The Reds signed Torreyes as an international free agent in February 2010. It was not a budget-busting move. It didn’t have to be.
“Other teams thought I was too small,” Torreyes, who speaks little English, said through third baseman David Vidal. “They looked at me as a small person and weren’t going to pay me anything. Then Cincinnati gave me a shot.”
A few months later, playing for the Reds’ affiliate in the Venezuelan Summer League, Torreyes jumped onto prospect radars by hitting .390 to win the batting title. He also led that league in slugging percentage (.606), extra-base hits (34), runs (56), triples (10), hits (94) and total bases (146).
Promoted to the Arizona League Reds after the VSL season, Torreyes hit .349, then went 6-for-25 with the Dragons and made a play that is still talked about.
“Little fly ball into short center,” pitcher Josh Smith recalled, smiling. “He makes a sliding, over-the-shoulder catch with his back to the infield, throws it in and gets a double play.”
Fans at the game voted it the play of the year.
All a mind game
When speaking of Torreyes this week, Pfister, nearly seven years his senior, grew emotional.
“I can’t imagine being in a different country, not knowing the language and having to learn it,” Pfister said, pounding the left side of his chest twice for emphasis. “It’s awesome how he makes it work on and off the field.”
Batting No. 2 in the lineup behind speedy Billy Hamilton doesn’t hurt. Torreyes sees plenty of fastballs as pitchers try to rush the ball to the plate and give their catchers a chance to nail Hamilton if he’s stealing. Most hitters feast on fastballs, and Torreyes is no exception. And his swing, like his body, is short and compact, an approach that guards against extended slumps.
Which tends to explain why he was batting .394 with a team-leading .935 OPS (on-base percentage plus slugging percentage) and why he was at a North Dayton Donatos Pizza restaurant on Friday being honored for his July work.
Torreyes credits his mental approach for what he’s been able to accomplish.
“Playing baseball isn’t difficult,” he said, flashing a smile that revealed the shiny handiwork of an orthodontist in his hometown of Libertado de Barinas. “If you dominate the mind, you’ll dominate everything. I don’t pay (attention) to what people think about me. I just play and let them see what I have.”
Opponents have seen plenty. Too much for their liking at times.
“Teams come in and look at him one way,” Pelaez said. “After he goes 2-for-4, 2-for-4, 2-for-4, they look at him a whole different way.”
Torreyes batted .386 in July with two home runs and 17 runs batted in.
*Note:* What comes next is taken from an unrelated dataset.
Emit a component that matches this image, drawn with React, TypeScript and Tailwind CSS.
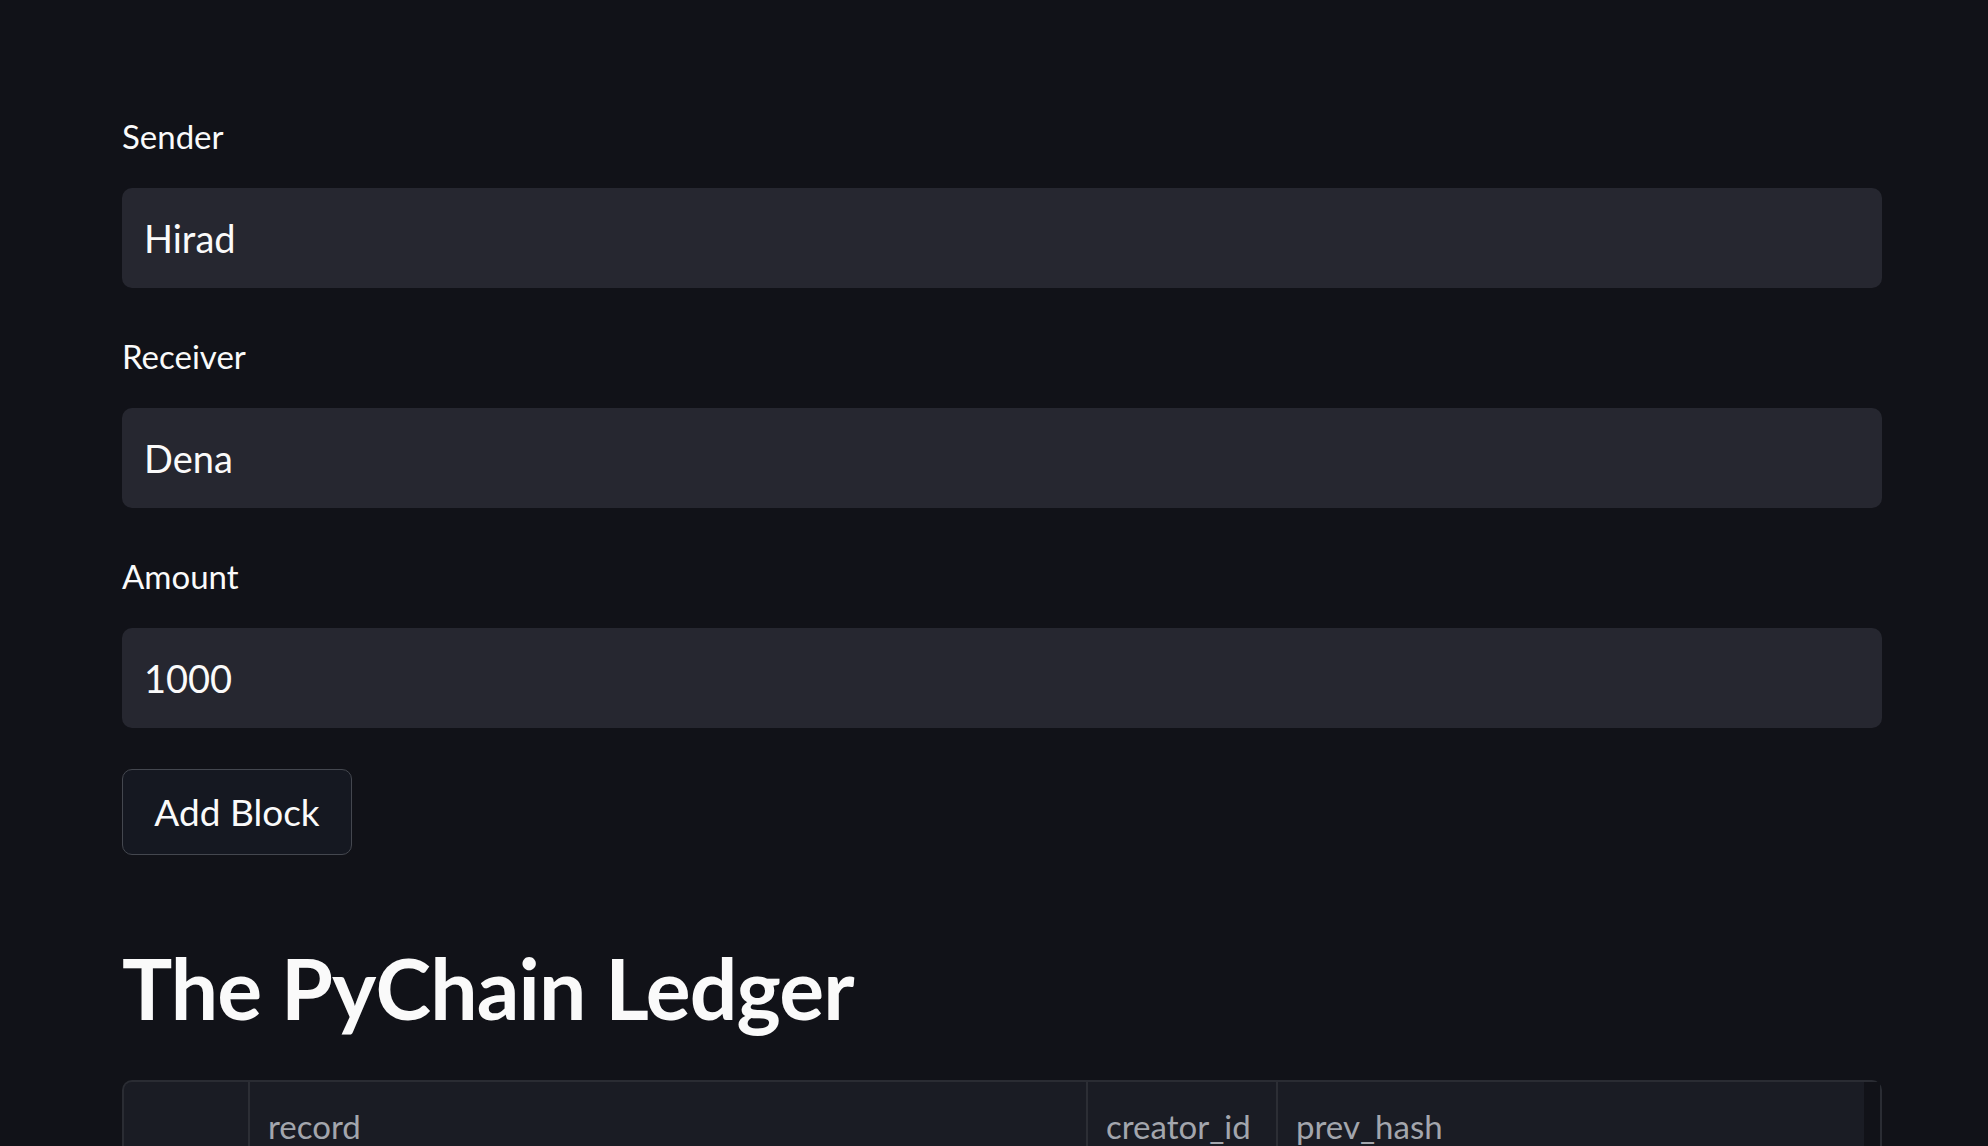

Nobody in the Midwest League had more hits or scored more runs. His homers were crushed, leading one scout to hang the nickname “little power plant” on him.
“Power is just about back-spinning the baseball,” DeShields said. “He has a knack for creating backspin. He gets to the ball in good position.”
DeShields knows what opposing pitchers face. He throws batting practice.
“His strike zone is about that big,” DeShields said, holding his hands less than a foot apart. “There isn’t much room for error.”